Lawmakers effectively endorsed the president’s pay raise proposal for federal workers Wednesday, although the Senate has yet to weigh in on the issue.
The House on Wednesday voted 220-207 to pass the first minibus fiscal 2023 spending package, effectively endorsing President Biden’s plan to increase federal employees’ pay by an average of 4.6% next year.
The minibus contains six of the 12 annual appropriations bills, including transportation, housing and urban development; agriculture and rural development; energy and water development; military construction and veterans affairs; and financial services and general government, the last of which serves as the vehicle for provisions impacting federal employee compensation.

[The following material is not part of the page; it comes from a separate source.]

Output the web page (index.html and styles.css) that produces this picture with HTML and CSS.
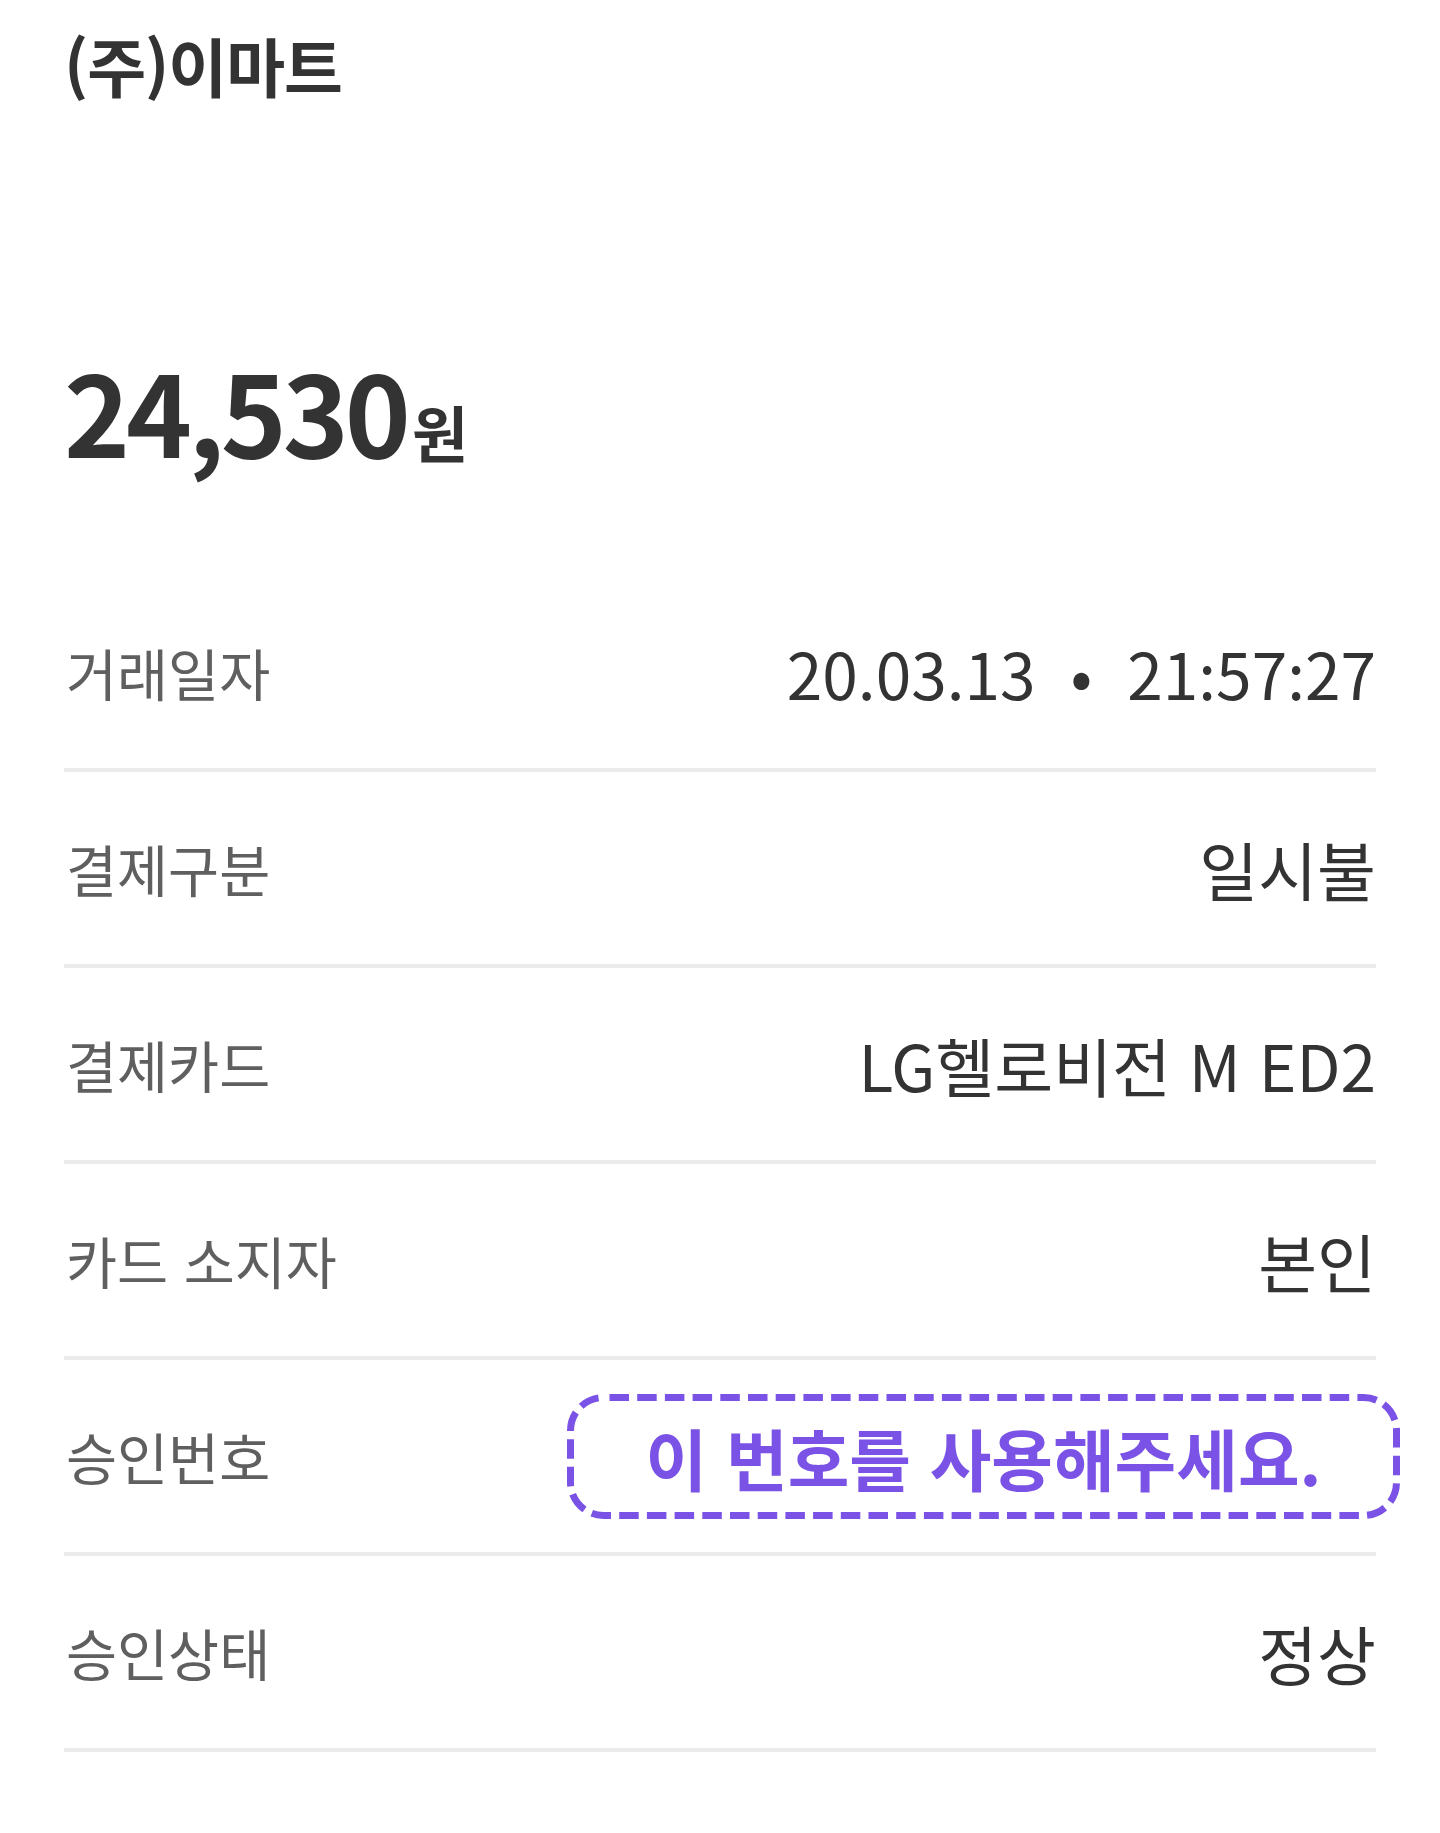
FILE: index.html
```html
<!DOCTYPE html>
<html lang="ko">
<head>
<meta charset="utf-8">
<title>(주)이마트</title>
<link rel="stylesheet" href="styles.css">
</head>
<body>
<main class="page">
  <h1 class="merchant">(주)이마트</h1>
  <div class="amount"><span class="amount-num">24,530</span><span class="amount-unit">원</span></div>
  <ul class="details">
    <li class="row"><span class="label">거래일자</span><span class="value">20.03.13<span class="dot">•</span>21:57:27</span></li>
    <li class="row"><span class="label">결제구분</span><span class="value">일시불</span></li>
    <li class="row"><span class="label">결제카드</span><span class="value">LG헬로비전 M ED2</span></li>
    <li class="row"><span class="label">카드 소지자</span><span class="value">본인</span></li>
    <li class="row"><span class="label">승인번호</span><span class="notice"><svg class="notice-frame" width="833" height="125" viewBox="0 0 833 125" aria-hidden="true"><rect x="3.5" y="3.5" width="826" height="118" rx="33" ry="33" fill="none" stroke="#7a52e6" stroke-width="7" stroke-dasharray="19.5 8.2" stroke-dashoffset="-6"/></svg><span class="notice-text">이 번호를 사용해주세요.</span></span></li>
    <li class="row"><span class="label">승인상태</span><span class="value">정상</span></li>
  </ul>
</main>
</body>
</html>
```
FILE: styles.css
```css
html, body {
  margin: 0;
  padding: 0;
  background: #ffffff;
}
body {
  font-family: "Noto Sans CJK KR", "Noto Sans", sans-serif;
  color: #333333;
}
.page {
  padding: 0 64px;
}
.merchant {
  margin: 0;
  height: 128px;
  line-height: 128px;
  font-size: 64px;
  font-weight: 700;
  color: #333333;
  letter-spacing: -1px;
}
.amount {
  margin-top: 181px;
  height: 200px;
  display: flex;
  align-items: baseline;
  line-height: 200px;
  color: #333333;
  font-weight: 700;
}
.amount-num {
  font-size: 112px;
  letter-spacing: -4px;
}
.amount-unit {
  font-size: 61px;
  margin-left: 5px;
}
.details {
  list-style: none;
  margin: 67px 0 0 0;
  padding: 0;
}
.row {
  height: 192px;
  border-bottom: 4px solid #ebebeb;
  display: flex;
  align-items: center;
  justify-content: space-between;
}
.label {
  font-size: 55.5px;
  color: #5f5f5f;
  padding-left: 2px;
}
.value {
  font-size: 64px;
  color: #333333;
}
.dot {
  margin: 0 35px;
}
.notice {
  position: relative;
  box-sizing: border-box;
  width: 833px;
  height: 125px;
  margin-right: -24px;
  display: flex;
  align-items: center;
  justify-content: center;
}
.notice-frame {
  position: absolute;
  left: 0;
  top: 0;
}
.notice-text {
  font-size: 67px;
  font-weight: 700;
  color: #7a52e6;
}
```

When Biden first unveiled his fiscal 2023 budget request in March, he proposed providing an average 4.6% pay increase for federal civilian employees and members of the military. Although it is unclear how that figure would be split between an across-the-board increase in basic pay and an average increase in locality pay, presidents typically have set aside 0.5% of the overall raise for average locality pay increases.
A 4.6% average pay raise would mark the largest increase for civilian federal workers in more than two decades—President George W. Bush granted feds a 4.6% average raise in 2002—but some lawmakers and federal employee groups have advocated for an even larger raise of 5.1%, pointing to the paltry 1.0% across-the-board raise the workforce received in 2021 and lack of an increase to locality pay, as well as rising inflation. The 5.1% raise would have been split between a 4.1% across-the-board increase in basic pay and an average 1.0% raise in locality pay.

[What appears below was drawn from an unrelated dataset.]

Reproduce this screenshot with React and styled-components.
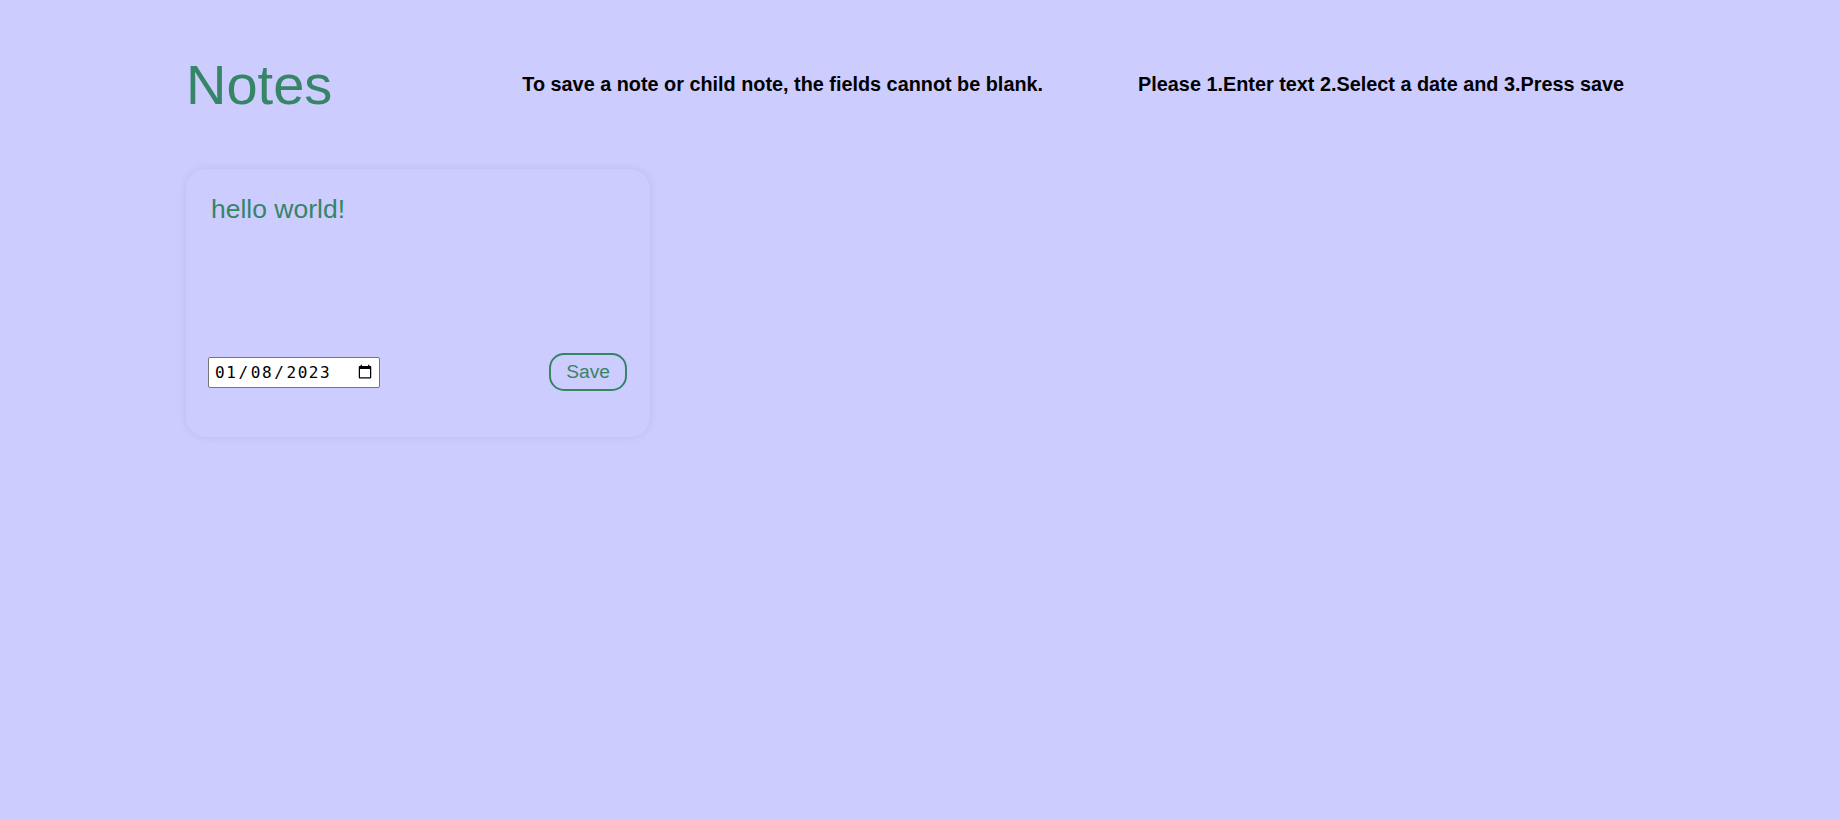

But throughout the House’s spending talks, appropriators failed to include any language on federal employee compensation. Since Congress must act affirmatively to override a president’s pay plan, that effectively serves as an endorsement of Biden’s proposal.
Prospects for a larger pay raise being included in the Senate’s version of the appropriations bill are dim. The Senate Appropriations Committee has yet to unveil any of its spending bills, but with Democrats only in control via the vice president’s role as tiebreaker of an evenly split chamber, it would be more likely to see the pay raise figure decrease in an effort to secure the 10 GOP votes needed to send the bill to the president for enactment.

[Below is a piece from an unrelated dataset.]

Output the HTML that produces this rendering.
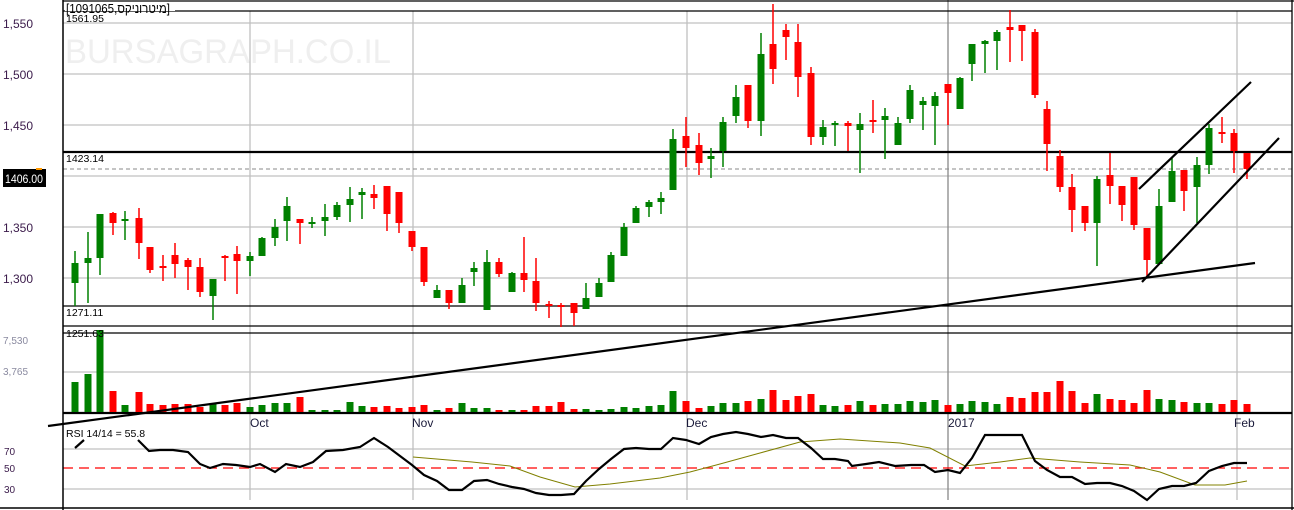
<!DOCTYPE html>
<html><head><meta charset="utf-8"><style>
html,body{margin:0;padding:0;background:#fff;width:1294px;height:510px;overflow:hidden}
svg{display:block}
text{font-family:"Liberation Sans","Noto Sans CJK SC",sans-serif}
</style></head><body>
<svg id="s" width="1294" height="510" viewBox="0 0 1294 510" xmlns="http://www.w3.org/2000/svg">
<rect width="1294" height="510" fill="#fff"/>
<text x="65" y="63" font-size="34" fill="#efefef" textLength="326" lengthAdjust="spacingAndGlyphs">BURSAGRAPH.CO.IL</text>
<g stroke="#c0c0c0" stroke-width="1.3">
<line x1="63" y1="23" x2="1292" y2="23"/><line x1="63" y1="74" x2="1292" y2="74"/>
<line x1="63" y1="125" x2="1292" y2="125"/><line x1="63" y1="176" x2="1292" y2="176"/>
<line x1="63" y1="227" x2="1292" y2="227"/><line x1="63" y1="278" x2="1292" y2="278"/>
<line x1="63" y1="372" x2="1292" y2="372"/>
<line x1="63" y1="449" x2="1292" y2="449"/><line x1="63" y1="489" x2="1292" y2="489"/>
<line x1="250" y1="11" x2="250" y2="500"/><line x1="413" y1="11" x2="413" y2="500"/>
<line x1="687" y1="11" x2="687" y2="500"/><line x1="1237" y1="11" x2="1237" y2="500"/>
</g>
<line x1="948" y1="0" x2="948" y2="500" stroke="#888" stroke-width="1.3"/>
<line x1="63" y1="169" x2="1292" y2="169" stroke="#888" stroke-dasharray="4,3"/>
<line x1="63" y1="468" x2="1292" y2="468" stroke="#f00" stroke-width="1.3" stroke-dasharray="10,6"/>
<g stroke="#000">
<line x1="63" y1="1" x2="1294" y2="1" stroke-width="1.3"/>
<line x1="63" y1="11" x2="1292" y2="11" stroke-width="1.3"/>
<line x1="63" y1="0" x2="63" y2="510" stroke-width="1.5"/>
<line x1="1292" y1="0" x2="1292" y2="510" stroke-width="1.3"/>
<line x1="63" y1="152" x2="1292" y2="152" stroke-width="2.2"/>
<line x1="63" y1="306" x2="1292" y2="306" stroke-width="1.3"/>
<line x1="63" y1="326" x2="1292" y2="326" stroke-width="1.3"/>
<line x1="63" y1="333" x2="1292" y2="333" stroke-width="1.3"/>
<line x1="63" y1="413" x2="1292" y2="413" stroke-width="2.2"/>
<line x1="0" y1="508" x2="1294" y2="508" stroke-width="1.5"/>
</g>
<g id="c"></g>
<g stroke="#000" stroke-width="2.2" fill="none">
<line x1="48" y1="426" x2="1255" y2="263"/>
<line x1="1139" y1="189" x2="1251" y2="82"/>
<line x1="1142" y1="282" x2="1279" y2="138"/>
<line x1="75" y1="448" x2="84" y2="440"/>
</g>
<polyline fill="none" stroke="#808000" stroke-width="1" points="413,457 472,462 510,466 540,477 575,487 610,484 660,478 690,472 720,464 760,453 800,442 840,439 900,443 930,448 965,466 1000,462 1030,458 1080,462 1130,465 1160,472 1195,485 1225,485 1247,481"/>
<polyline fill="none" stroke="#000" stroke-width="2.2" points="138,440 149,451 160,450 173,450 188,452 200,464 210,468 223,464 236,465 250,467 260,464 275,472 286,464 300,467 313,462 326,451 343,450 360,447 374,438 388,447 400,456 412,465 424,475 437,481 449,490 462,490 474,481 487,480 499,484 512,487 524,489 536,493 549,495 561,495 574,494 586,481 599,469 611,459 624,449 636,448 649,449 661,449 673,438 686,440 699,444 711,437 723,434 736,432 748,434 761,437 773,435 786,438 798,438 811,448 823,459 835,459 848,461 852,466 866,464 879,462 895,466 911,465 924,465 935,472 948,470 960,473 972,458 985,435 997,435 1010,435 1022,435 1035,461 1047,470 1060,477 1072,477 1085,484 1097,483 1110,483 1122,486 1134,491 1147,500 1159,489 1172,486 1184,486 1196,483 1209,471 1222,466 1234,463 1247,463"/>
<rect x="65" y="2" width="110" height="9" fill="#fff"/>
<text x="66" y="13" font-size="13" fill="#000" textLength="104" lengthAdjust="spacingAndGlyphs">[מיטרוניקס,1091065]</text>
<text x="66" y="22" font-size="10.5" fill="#000">1561.95</text>
<text x="66" y="162" font-size="10.5" fill="#000">1423.14</text>
<text x="66" y="316" font-size="10.5" fill="#000">1271.11</text>
<text x="66" y="337" font-size="10.5" fill="#000">1251.63</text>
<g font-size="12" fill="#3a1a4a">
<text x="3" y="28">1,550</text><text x="3" y="79">1,500</text>
<text x="3" y="130">1,450</text><text x="3" y="232">1,350</text><text x="3" y="283">1,300</text>
</g>
<g font-size="10" fill="#8a8aa0"><text x="3" y="344">7,530</text><text x="3" y="375">3,765</text></g>
<g font-size="10" fill="#3a1a4a"><text x="4" y="455">70</text><text x="4" y="472">50</text><text x="4" y="493">30</text></g>
<rect x="3" y="169" width="43" height="18" fill="#000"/>
<rect x="36" y="168" width="6" height="2" fill="#f90"/>
<text x="5" y="183" font-size="12" fill="#fff" textLength="38" lengthAdjust="spacingAndGlyphs">1406.00</text>
<g font-size="12" fill="#1a1a3a">
<text x="250" y="427">Oct</text><text x="412" y="427">Nov</text><text x="686" y="427">Dec</text>
<text x="948" y="427">2017</text><text x="1234" y="427">Feb</text>
</g>
<text x="66" y="437" font-size="10.5" fill="#000">RSI 14/14 = 55.8</text>
</svg>
<script>
var d=[[75,263,283,251,306,'g',382],[88,258,263,232,303,'g',374],[100,214,258,214,275,'g',330],[113,213,223,212,235,'r',391],[125,219,219,211,240,'g',405],[139,218,243,208,259,'r',392],[150,247,270,247,273,'r',404],[163,266,266,255,281,'r',405],[175,255,264,243,278,'r',404],[188,260,267,258,290,'r',404],[200,267,292,258,297,'r',407],[213,279,296,279,320,'g',403],[225,256,258,255,281,'r',405],[237,254,261,246,294,'r',403],[250,256,261,252,276,'g',407],[262,238,256,237,256,'g',405],[275,227,238,219,246,'g',403],[287,206,221,197,241,'g',403],[300,219,223,219,244,'r',397],[312,222,222,217,228,'g',410],[325,217,221,204,236,'g',410],[337,205,217,202,220,'g',410],[350,199,205,187,222,'g',402],[362,192,195,188,219,'g',406],[374,194,198,185,209,'r',407],[387,186,214,186,231,'r',406],[399,192,223,192,233,'r',408],[412,231,247,231,251,'r',407],[424,247,282,247,286,'r',405],[437,290,298,285,298,'g',410],[449,290,303,290,309,'r',408],[462,285,303,278,303,'g',403],[474,268,272,262,286,'g',408],[487,262,310,250,310,'g',408],[499,262,274,258,277,'r',410],[512,273,292,272,292,'g',410],[524,273,280,237,292,'r',410],[536,281,303,258,311,'r',406],[549,304,304,301,318,'r',406],[561,305,305,303,327,'r',402],[574,303,313,303,326,'r',409],[586,298,309,283,309,'g',409],[599,283,297,278,297,'g',410],[611,255,282,252,282,'g',409],[624,227,256,223,256,'g',407],[636,208,223,206,223,'g',408],[649,202,207,200,217,'g',406],[661,198,202,192,214,'g',405],[673,139,190,129,190,'g',391],[686,136,148,117,167,'r',401],[699,145,163,133,175,'r',408],[711,156,159,148,178,'g',406],[723,122,151,117,167,'g',403],[736,97,116,85,123,'g',403],[748,85,121,85,128,'r',401],[761,54,121,33,136,'g',399],[773,44,69,4,84,'r',390],[786,30,37,24,60,'r',400],[798,42,77,24,97,'r',396],[811,73,137,67,145,'r',394],[823,127,137,120,145,'g',405],[835,123,125,121,146,'g',406],[848,123,126,121,151,'r',405],[860,124,130,113,173,'g',401],[873,120,120,100,133,'r',405],[885,116,120,108,159,'g',404],[898,123,145,117,145,'g',404],[910,90,119,85,123,'g',401],[923,101,105,97,130,'g',402],[935,96,106,92,145,'g',400],[948,84,93,84,125,'r',405],[960,78,109,77,109,'g',404],[972,44,64,44,81,'g',401],[985,41,44,40,73,'g',402],[997,32,41,30,70,'g',404],[1010,27,30,10,62,'r',397],[1022,25,31,25,61,'r',398],[1035,32,95,29,98,'r',392],[1047,109,144,101,171,'r',392],[1060,156,187,150,192,'r',381],[1072,187,210,174,232,'r',391],[1085,206,223,206,231,'r',403],[1097,179,223,176,266,'g',394],[1110,175,186,153,204,'r',399],[1122,186,205,186,221,'r',400],[1134,177,225,177,230,'r',403],[1147,228,260,228,277,'r',390],[1159,206,264,189,264,'g',399],[1172,171,202,157,202,'g',400],[1184,170,191,170,211,'r',402],[1197,165,187,157,223,'g',403],[1209,128,165,124,174,'g',403],[1222,132,132,117,143,'r',404],[1234,133,151,129,173,'r',400],[1247,153,169,153,179,'r',404]];
var h='';d.forEach(function(c){var col=c[5]=='g'?'#008000':'#ff0000';var bh=Math.max(c[2]-c[1],2);
h+='<line x1="'+c[0]+'" y1="'+c[3]+'" x2="'+c[0]+'" y2="'+c[4]+'" stroke="'+col+'" stroke-width="1.5"/>';
h+='<rect x="'+(c[0]-3.5)+'" y="'+c[1]+'" width="7" height="'+bh+'" fill="'+col+'"/>';
h+='<rect x="'+(c[0]-3.5)+'" y="'+c[6]+'" width="7" height="'+(412-c[6])+'" fill="'+col+'"/>';});
document.getElementById('c').innerHTML=h;
</script>
</body></html>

The removal of a longstanding policy rider to the House’s version of the spending package could be a boon to federal employees’ non-salary benefits, although it is unlikely to make it into law. Appropriators did not include the Hyde Amendment, a decades-old stipulation that federal dollars cannot go toward abortions. Democrats have been pushing to repeal the provision for several years, although the effort took on renewed urgency with the Supreme Court’s controversial decision last month to overturn Roe v. Wade.
For federal employees, the Hyde Amendment carved abortion-related services out of the long list of procedures covered by insurance through the Federal Employees Health Benefits Program, forcing them to pay out of pocket to obtain those procedures.
Debate over the future of the amendment could be a sticking point in negotiations between House and Senate as the end of the fiscal year approaches in September.